Kent Scheidegger of the Crime and Consequences blog offers a close reading of the transcript in yesterday’s second case, Wood v. Allen, a capital habeas case about how federal courts should review the facts determined in state criminal proceedings under the Antiterrorism and Effective Death Penalty Act (AEDPA).  For Supreme Court practitioners, Scheidegger highlights an exchange with Justice Kennedy: when citing page numbers in the opinion below during argument, attorneys should cite to standard reporters, such as F.3d, rather than the cert. petition appendix.  That appears to be what Justice Kennedy prefers, anyway.

In non-argument news, Benjamin Weiser of The New York Times reports on the Second Circuit’s en banc ruling in Arar v.
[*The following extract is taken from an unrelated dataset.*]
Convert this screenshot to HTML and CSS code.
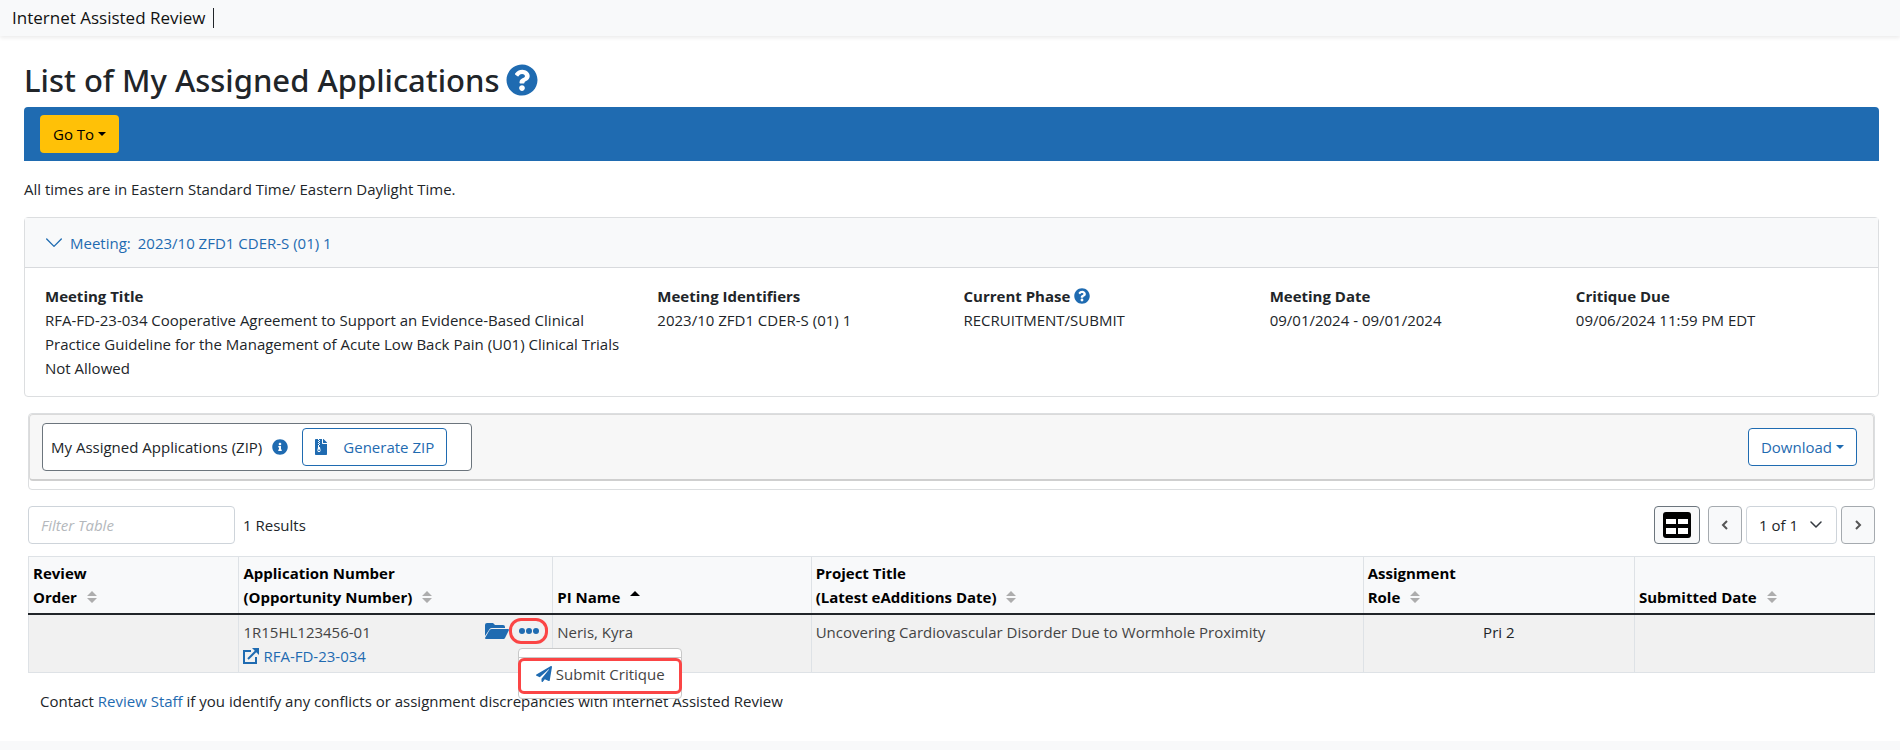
FILE: index.html
```html
<!DOCTYPE html>
<html lang="en">

<head>
    <meta charset="UTF-8">
    <meta name="viewport" content="width=device-width, initial-scale=1.0">
    <title>List of My Assigned Applications</title>
    <link rel="stylesheet" href="styles.css">
</head>

<body>
    <header class="topbar">
        <span class="topbar-title">Internet Assisted Review</span>
    </header>

    <main class="page">
        <div class="page-title">
            <h1>List of My Assigned Applications</h1>
            <a href="#" class="help" aria-label="Help">
                <svg width="32" height="32" viewBox="0 0 512 512" fill="currentColor"><path d="M504 256c0 137-111 248-248 248S8 393 8 256 119 8 256 8s248 111 248 248zM262.700 90c-54.500 0-89.300 23-116.500 63.800-3.500 5.300-2.400 12.400 2.700 16.300l34.700 26.300c5.200 3.900 12.600 3 16.700-2.100 17.900-22.700 30.100-35.800 57.300-35.800 20.400 0 45.700 13.100 45.700 33 0 15-12.400 22.700-32.500 34C247.100 238.500 216 254.900 216 296v4c0 6.600 5.400 12 12 12h56c6.600 0 12-5.400 12-12v-1.300c0-28.500 83.200-29.600 83.200-106.700 0-58-60.200-102-116.500-102zM256 338c-25.400 0-46 20.600-46 46s20.600 46 46 46 46-20.600 46-46-20.600-46-46-46z"/></svg>
            </a>
        </div>

        <nav class="navbar">
            <button type="button" class="btn btn-warning">Go To<span class="caret"></span></button>
        </nav>

        <p class="times-note">All times are in Eastern Standard Time/ Eastern Daylight Time.</p>

        <section class="card">
            <div class="card-header">
                <a href="#meeting-details">
                    <svg width="18" height="18" viewBox="0 0 16 16" fill="none" stroke="currentColor" stroke-width="1.200" stroke-linecap="round" stroke-linejoin="round"><path d="M1.500 4.500 8 11l6.500-6.500"/></svg>
                    <span>Meeting:</span>
                    <span>2023/10 ZFD1 CDER-S (01) 1</span>
                </a>
            </div>
            <dl class="card-body" id="meeting-details">
                <div>
                    <dt>Meeting Title</dt>
                    <dd>RFA-FD-23-034 Cooperative Agreement to Support an Evidence-Based Clinical Practice Guideline for the Management of Acute Low Back Pain (U01) Clinical Trials Not Allowed</dd>
                </div>
                <div>
                    <dt>Meeting Identifiers</dt>
                    <dd>2023/10 ZFD1 CDER-S (01) 1</dd>
                </div>
                <div>
                    <dt>Current Phase
                        <a href="#" class="help" aria-label="Phase help">
                            <svg width="16" height="16" viewBox="0 0 512 512" fill="currentColor"><path d="M504 256c0 137-111 248-248 248S8 393 8 256 119 8 256 8s248 111 248 248zM262.700 90c-54.500 0-89.300 23-116.500 63.800-3.500 5.300-2.400 12.400 2.700 16.300l34.700 26.300c5.200 3.900 12.600 3 16.700-2.100 17.900-22.700 30.100-35.800 57.300-35.800 20.400 0 45.700 13.100 45.700 33 0 15-12.400 22.700-32.500 34C247.100 238.500 216 254.900 216 296v4c0 6.600 5.400 12 12 12h56c6.600 0 12-5.400 12-12v-1.300c0-28.500 83.200-29.600 83.200-106.700 0-58-60.200-102-116.500-102zM256 338c-25.400 0-46 20.600-46 46s20.600 46 46 46 46-20.600 46-46-20.600-46-46-46z"/></svg>
                        </a>
                    </dt>
                    <dd>RECRUITMENT/SUBMIT</dd>
                </div>
                <div>
                    <dt>Meeting Date</dt>
                    <dd>09/01/2024 - 09/01/2024</dd>
                </div>
                <div>
                    <dt>Critique Due</dt>
                    <dd>09/06/2024 11:59 PM EDT</dd>
                </div>
            </dl>
        </section>

        <div class="content">
            <div class="toolbar">
                <div class="toolbar-inner">
                    <div class="zip-box">
                        <span>My Assigned Applications (ZIP)</span>
                        <a href="#" class="help" aria-label="ZIP information">
                            <svg width="16" height="16" viewBox="0 0 512 512" fill="currentColor"><path d="M256 8C119 8 8 119 8 256s111 248 248 248 248-111 248-248S393 8 256 8zm0 110c23.200 0 42 18.800 42 42s-18.800 42-42 42-42-18.800-42-42 18.800-42 42-42zm56 254c0 6.600-5.400 12-12 12h-88c-6.600 0-12-5.400-12-12v-24c0-6.600 5.400-12 12-12h12v-64h-12c-6.600 0-12-5.400-12-12v-24c0-6.600 5.400-12 12-12h64c6.600 0 12 5.400 12 12v100h12c6.600 0 12 5.400 12 12v24z"/></svg>
                        </a>
                        <button type="button" class="btn btn-outline zip-btn">
                            <svg width="12" height="16" viewBox="0 0 384 512" fill="currentColor"><path fill-rule="evenodd" d="M24 0h72v32h32V0h96v136c0 13 11 24 24 24h136v328c0 13-11 24-24 24H24c-13 0-24-11-24-24V24C0 11 11 0 24 0zM128 32v32h32V32zM96 64v32h32V64zM128 96v32h32V96zM96 128v32h32v-32zM128 160v32h32v-32zM96 192v32h32v-32zM97 256 78 350c-6 35 20 66 50 66s56-31 49-66l-19-94h-30v-32h-31zM128 336c18 0 32 11 32 24s-14 24-32 24-32-11-32-24 14-24 32-24zM256 0h6c6 0 12 3 17 7l98 98c4 5 7 11 7 17v6H256z"/></svg>
                            <span>Generate ZIP</span>
                        </button>
                    </div>
                    <button type="button" class="btn btn-outline">Download<span class="caret"></span></button>
                </div>
            </div>

            <div class="table-tools">
                <input type="text" class="filter" placeholder="Filter Table" aria-label="Filter Table">
                <span class="results">1 Results</span>
                <button type="button" class="btn btn-view" aria-label="Table view">
                    <svg width="28" height="26" viewBox="0 0 28 26"><rect width="28" height="26" rx="3" fill="#000"/><path fill="#fff" d="M3 7h10v5H3zM15 7h10v5H15zM3 16h10v6H3zM15 16h10v6H15z"/></svg>
                </button>
                <div class="pager">
                    <button type="button" class="btn btn-page" aria-label="Previous page">
                        <svg width="8" height="12" viewBox="0 0 8 12" fill="none" stroke="#555" stroke-width="2"><path d="M6 2 2 6l4 4"/></svg>
                    </button>
                    <div class="page-select">
                        <select aria-label="Page">
                            <option>1 of 1</option>
                        </select>
                        <svg width="12" height="8" viewBox="0 0 12 8" fill="none" stroke="#343a40" stroke-width="1.500" stroke-linecap="round" stroke-linejoin="round"><path d="m1 1 5 5 5-5"/></svg>
                    </div>
                    <button type="button" class="btn btn-page" aria-label="Next page">
                        <svg width="8" height="12" viewBox="0 0 8 12" fill="none" stroke="#555" stroke-width="2"><path d="m2 2 4 4-4 4"/></svg>
                    </button>
                </div>
            </div>

            <table class="apps">
                <colgroup>
                    <col class="col-order">
                    <col class="col-number">
                    <col class="col-pi">
                    <col class="col-title">
                    <col class="col-role">
                    <col class="col-date">
                </colgroup>
                <thead>
                    <tr>
                        <th>Review<br>Order <svg class="sort" width="10" height="12" viewBox="0 0 10 12" fill="currentColor"><path d="M5 0l5 5H0zM0 7h10l-5 5z"/></svg></th>
                        <th>Application Number<br>(Opportunity Number) <svg class="sort" width="10" height="12" viewBox="0 0 10 12" fill="currentColor"><path d="M5 0l5 5H0zM0 7h10l-5 5z"/></svg></th>
                        <th>PI Name <svg class="sort sort-active" width="10" height="12" viewBox="0 0 10 12" fill="currentColor"><path d="M5 0l5 5H0z"/></svg></th>
                        <th>Project Title<br>(Latest eAdditions Date) <svg class="sort" width="10" height="12" viewBox="0 0 10 12" fill="currentColor"><path d="M5 0l5 5H0zM0 7h10l-5 5z"/></svg></th>
                        <th>Assignment<br>Role <svg class="sort" width="10" height="12" viewBox="0 0 10 12" fill="currentColor"><path d="M5 0l5 5H0zM0 7h10l-5 5z"/></svg></th>
                        <th>Submitted Date <svg class="sort" width="10" height="12" viewBox="0 0 10 12" fill="currentColor"><path d="M5 0l5 5H0zM0 7h10l-5 5z"/></svg></th>
                    </tr>
                </thead>
                <tbody>
                    <tr>
                        <td></td>
                        <td>
                            <div class="app-cell">
                                <div>
                                    <div>1R15HL123456-01</div>
                                    <a href="#" class="app-link">
                                        <svg width="16" height="16" viewBox="0 0 16 16" fill="none" stroke="currentColor" stroke-width="2"><path d="M8 3H1v12h12V9"/><path d="M5 11l8-8"/><path fill="currentColor" stroke="none" d="M9 0h7v7z"/></svg>
                                        <span>RFA-FD-23-034</span>
                                    </a>
                                </div>
                                <div class="actions">
                                    <a href="#" class="folder" aria-label="Open folder">
                                        <svg width="24" height="16" viewBox="0 0 24 16" fill="currentColor"><path d="M2 0h6l2 2h8a2 2 0 0 1 2 2v1H7a3 3 0 0 0-3 2L0 13V2a2 2 0 0 1 2-2z"/><path d="M7 6h16a1 1 0 0 1 1 1l-4 8a2 2 0 0 1-2 1H1a1 1 0 0 1-1-1l4-7a3 3 0 0 1 3-2z"/></svg>
                                    </a>
                                    <button type="button" class="more" aria-label="More actions">
                                        <svg width="20" height="6" viewBox="0 0 20 6" fill="currentColor"><circle cx="3" cy="3" r="3"/><circle cx="10" cy="3" r="3"/><circle cx="17" cy="3" r="3"/></svg>
                                    </button>
                                    <div class="menu">
                                        <hr>
                                        <a href="#" class="menu-item">
                                            <svg width="16" height="16" viewBox="0 0 512 512" fill="currentColor"><path d="M476 3.200 12.500 270.600c-18.100 10.400-15.800 35.600 2.200 43.200L121 358.400l287.300-253.200c5.500-4.900 13.300 2.600 8.600 8.300L176 407v80.500c0 23.600 28.500 32.900 42.500 15.800L282 426l124.600 52.200c14.200 6 30.400-2.900 33-18.200l72-432C515 7.800 493.300-6.800 476 3.200z"/></svg>
                                            <span>Submit Critique</span>
                                        </a>
                                    </div>
                                </div>
                            </div>
                        </td>
                        <td>Neris, Kyra</td>
                        <td>Uncovering Cardiovascular Disorder Due to Wormhole Proximity</td>
                        <td class="role">Pri 2</td>
                        <td></td>
                    </tr>
                </tbody>
            </table>

            <p class="contact">Contact <a href="#">Review Staff</a> if you identify any conflicts or assignment discrepancies with Internet Assisted Review</p>
        </div>
    </main>

    <footer class="footer"></footer>
</body>

</html>
```
FILE: styles.css
```css
* {
    box-sizing: border-box;
}

body {
    margin: 0;
    min-height: 100vh;
    display: flex;
    flex-direction: column;
    font-family: "Open Sans", "Noto Sans", sans-serif;
    font-size: 15px;
    line-height: 24px;
    color: #212529;
    background-color: #fff;
}

a {
    color: #1f6bb1;
    text-decoration: none;
}

a:hover {
    text-decoration: underline;
}

svg {
    display: block;
    flex-shrink: 0;
}

.topbar {
    display: flex;
    align-items: center;
    height: 36px;
    padding: 0 12px;
    background-color: #f8f9fa;
    box-shadow: 0 2px 4px rgba(0, 0, 0, 0.08);
}

.topbar-title {
    padding-right: 8px;
    border-right: 1px solid #212529;
    font-size: 17px;
    font-weight: 500;
    line-height: 20px;
    color: #111;
}

.page {
    padding: 24px 21px 0 24px;
}

.page-title {
    display: flex;
    align-items: center;
    gap: 6px;
    height: 40px;
    margin-bottom: 7px;
}

.page-title h1 {
    margin: 0;
    font-family: "Noto Sans", "Open Sans", sans-serif;
    font-size: 31px;
    font-weight: 500;
    line-height: 40px;
}

.navbar {
    padding: 8px 16px;
    background-color: #1f6bb1;
    border-radius: 4px 4px 0 0;
}

.btn {
    display: inline-flex;
    align-items: center;
    justify-content: center;
    height: 38px;
    padding: 0 12px;
    border: 1px solid transparent;
    border-radius: 4px;
    font-family: inherit;
    font-size: 15px;
    line-height: 24px;
    cursor: pointer;
}

.btn-warning {
    background-color: #ffc107;
    color: #000;
}

.btn-outline {
    background-color: #fff;
    border-color: #1f6bb1;
    color: #1f6bb1;
}

.caret {
    margin-left: 4px;
    border-top: 4px solid currentColor;
    border-left: 4px solid transparent;
    border-right: 4px solid transparent;
}

.times-note {
    margin: 16px 0;
}

.card {
    border: 1px solid #dcdee0;
    border-radius: 4px;
}

.card-header {
    padding: 13px 20px 12px;
    background-color: #f8f9fa;
    border-bottom: 1px solid #d8dadd;
}

.card-header a {
    display: flex;
    align-items: center;
    gap: 7px;
}

.card-body {
    display: grid;
    grid-template-columns: 2fr repeat(4, 1fr);
    margin: 0;
    padding: 16px 8px;
}

.card-body > div {
    padding: 0 12px;
}

.card-body dt {
    display: flex;
    align-items: center;
    gap: 4px;
    font-weight: 700;
}

.card-body dd {
    margin: 0;
}

.content {
    padding: 16px 4px 0;
}

.toolbar {
    padding-bottom: 8px;
    border: 1px solid #dcdee0;
    border-radius: 4px;
}

.toolbar-inner {
    display: flex;
    align-items: center;
    justify-content: space-between;
    padding: 8px 16px 8px 12px;
    background-color: #f7f7f7;
    border: 1px solid #dadada;
    border-bottom: 2px solid #cfcfcf;
    border-radius: 4px;
}

.zip-box {
    display: flex;
    align-items: center;
    gap: 10px;
    height: 48px;
    padding: 0 24px 0 8px;
    background-color: #fff;
    border: 1px solid #6c757d;
    border-radius: 4px;
}

.zip-btn {
    gap: 16px;
    margin-left: 4px;
}

.table-tools {
    display: flex;
    align-items: center;
    gap: 8px;
    padding: 16px 0 12px;
}

.filter {
    width: 207px;
    height: 38px;
    padding: 0 12px;
    border: 1px solid #ced4da;
    border-radius: 4px;
    font-family: inherit;
    font-size: 15px;
}

.filter::placeholder {
    color: #b4b8bc;
    font-style: italic;
}

.btn-view {
    margin-left: auto;
    padding: 0 8px;
    background-color: #f8f9fa;
    border-color: #6c757d;
}

.pager {
    display: flex;
    gap: 4px;
}

.btn-page {
    width: 34px;
    padding: 0;
    background-color: #f8f9fa;
    border-color: #a5aaaf;
}

.page-select {
    position: relative;
}

.page-select select {
    width: 91px;
    height: 38px;
    padding: 0 12px;
    appearance: none;
    background-color: #fff;
    border: 1px solid #ced4da;
    border-radius: 4px;
    font-family: inherit;
    font-size: 15px;
    color: #212529;
}

.page-select svg {
    position: absolute;
    top: 15px;
    right: 15px;
    pointer-events: none;
}

.apps {
    width: 100%;
    table-layout: fixed;
    border-collapse: collapse;
}

.col-order {
    width: 11.4%;
}

.col-number {
    width: 17%;
}

.col-pi {
    width: 14%;
}

.col-title {
    width: 29.9%;
}

.col-role {
    width: 14.7%;
}

.col-date {
    width: 13%;
}

.apps th,
.apps td {
    padding: 4px;
    border: 1px solid #dee2e6;
    text-align: left;
}

.apps th {
    background-color: #f8f9fa;
    border-bottom: 2px solid #212529;
    color: #000;
    font-weight: 700;
    vertical-align: bottom;
}

.apps td {
    height: 58px;
    padding-top: 5px;
    background-color: #f1f1f1;
    color: #444;
    vertical-align: top;
}

.apps .role {
    color: #212529;
    text-align: center;
}

.sort {
    display: inline-block;
    margin-left: 6px;
    color: #adadad;
}

.sort-active {
    color: #000;
}

.app-cell {
    display: flex;
    justify-content: space-between;
    align-items: flex-start;
}

.app-link {
    display: flex;
    align-items: center;
    gap: 4px;
}

.actions {
    position: relative;
    display: flex;
    align-items: center;
    margin-top: -2px;
}

.more {
    display: flex;
    align-items: center;
    justify-content: center;
    width: 39px;
    height: 26px;
    padding: 0;
    background: none;
    border: 3px solid #fb4545;
    border-radius: 12px;
    color: #1f6bb1;
    cursor: pointer;
}

.menu {
    position: absolute;
    top: 30px;
    left: 33px;
    z-index: 10;
    width: 164px;
    padding: 8px 0 4px;
    background-color: #fff;
    border: 1px solid #c8c8c8;
    border-radius: 4px;
}

.menu hr {
    margin: 0;
    border: 0;
    border-top: 1px solid #c8c8c8;
}

.menu-item {
    display: flex;
    align-items: center;
    justify-content: center;
    gap: 4px;
    height: 36px;
    margin: 0 -1px;
    padding-bottom: 4px;
    border: 3px solid #fb4545;
    border-radius: 6px;
    white-space: nowrap;
}

.menu-item span {
    color: #444;
}

.contact {
    margin: 16px 0 28px;
    padding: 0 12px;
}

.footer {
    flex: 1;
    background-color: #f8f9fa;
}
```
Ashcroft on Monday.  The case involves the government’s post-9/11 rendition practices and has been “widely watched.”  David Cole, who represents Maher Arar, says that a petition to the Supreme Court is “likely.”

Finally, at National Review Online, Ed Whelan ruminates on the next Supreme Court nomination, noting that “the Left will be pushing for the next nominee to be an ardent advocate of the progressive vision of constitutional decisionmaking.”  He predicts that Tuesday’s election results “make it much less likely that the Left will get its wish” if there is a vacancy this summer, as speculated.